KnewsGetter: a Knime workflow for downloading newspaper texts from Trove

NOTE: This post discusses the most recent version (v2.0) of the Trove KnewsGetter. You can obtain the latest version from the GitHub page.

Around about this time last year, I hatched a side-project to keep me amused while finishing my PhD thesis (which is still being examined, thanks for asking). Keen to apply my new skills in text analytics to something other than my PhD case study (a corpus of news texts about coal seam gas), I decided to try my hand at analysing historical newspapers. In the process, I finally brought my PhD back into contact with the project that led me to commence a PhD in the first place.

I’m talking here about my other blog, which explores (albeit very rarely, these days) the natural history of the part of Brisbane in which I grew up. Pivotal to the inception of that blog was the publicly available collection of historical newspapers on Trove, a wondrous online resource maintained by the National Library of Australia. Having never studied history before, I became an instant deskchair historian when I discovered how easily I could search 100 years of newspapers for the names of streets, waterways, parks — and yes, even people. I trawled Trove for everything I could find about Western Creek and its surrounds, so that I could tell the story how this waterway and its catchment had been transformed by urbanisation.

The wonder that is Trove. This is the search that started me on the slippery slope towards creating a local history blog.

How anyone found the time and patience to study history before there were digitised resources like Trove is beyond me. I cannot even imagine how many person-hours would be needed to replicate the work performed by a single keyword search of Trove’s collection. The act of digitising and indexing textual archives has revolutionised the way in which historical study can be done.

But keyword searches, as powerful as they are, barely scratch the surface of what can be done nowadays with digitised texts. In the age of algorithms, it is possible to not merely index keywords, but to mine textual collections in increasingly sophisticated ways. For example, there are algorithms that can tell the difference between ordinary words and different kinds of named entities, like places or people. Another class of algorithms goes beyond counting individual keywords and instead detect topics — collections of related words that correspond with recurring themes in a collection of texts.

My PhD thesis was largely a meditation on these latter types of algorithms, known as topic models.

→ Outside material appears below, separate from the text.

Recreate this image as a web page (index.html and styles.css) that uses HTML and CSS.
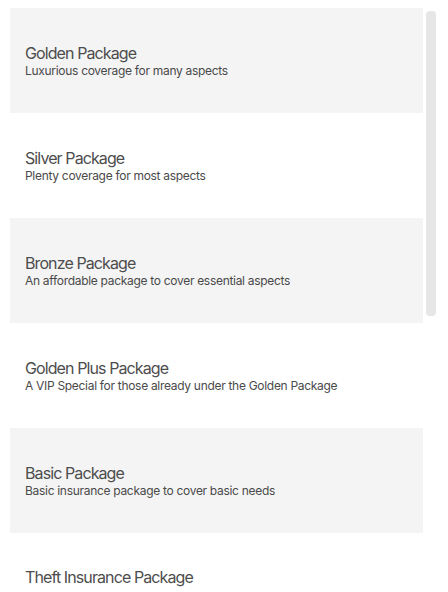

Along the way, I also used named entity recognition techniques to identify place names and relate them to topics, ultimately enabling me to map the geographic reach of topics in the text.

These were the sorts of techniques that I wanted to bring to apply to Trove’s historical newspapers through my side-project last year. The outcome of this project was a paper that I presented at the Australian Digital Humanities conference in Adelaide in September 2018. To this day, it remains a ‘paper’ in name only, existing only as a slideshow and a lengthy post on my other blog. Releasing some more tangible outputs from this project is on my to-do list for 2019.

An output from last year’s side-project. The map shows associations between words and places mentioned in the Brisbane Courier between 1880 and 1885.

In this post, I am going to share the first in what will hopefully be a series of such outputs. This output is a workflow that performs the foundational step in any data analysis — namely, acquiring the data. I hereby introduce the KnewsGrabber — a Knime workflow for harvesting newspaper articles from Trove. Continue reading

Facteaser: a Knime workflow for parsing Factiva outputs

Most of the cool kids in communication and cultural studies these days are studying social media. Fake news on Facebook, Russian bots on Twitter, maladjusted manboys on Reddit — these are the kinds of research topics that are likely to score you a spot in one of the popular sessions at that big conference that everyone will be going to this year. And for the most part, rightly so, since these platforms have become an integral component of the networked public sphere in which popular culture and political discourse now unfold.

But lurking at the back of the conference programme, in the Friday afternoon sessions when the cool kids have already left for the pub or the airport, you might find some old-timers and young misfits who, for one reason or another, continue to study more traditional, less sexy forms of media. Like newspapers, for example. Or television news. Not so long ago, these were the go-to sources of data if you wanted to make claims about the state of public discourse or the public sphere.

If you don’t member member berries, you need to track down episode 268 of South Park.

Never one to follow the cool kids, I structured my whole PhD around a dataset comprising around 24,000 newspaper articles supplemented with texts from similarly uncool sources like media releases and web pages. One reason for choosing this kind of data is that it enabled me to construct a rich timeline of an issue (coal seam gas development in Australia) that reached back to a time before Twitter and Facebook even existed (member?). Another reason is that long-form texts provided good fodder for the computational methods I was interested in exploring. Topic models tends to work best when applied to texts that are much longer than 140 characters, or even the 280 that Twitter now allows. And even if you are interested primarily in social media, mainstream media can be hard to ignore, because it provides so much of the content that people share and react to on social media anyway.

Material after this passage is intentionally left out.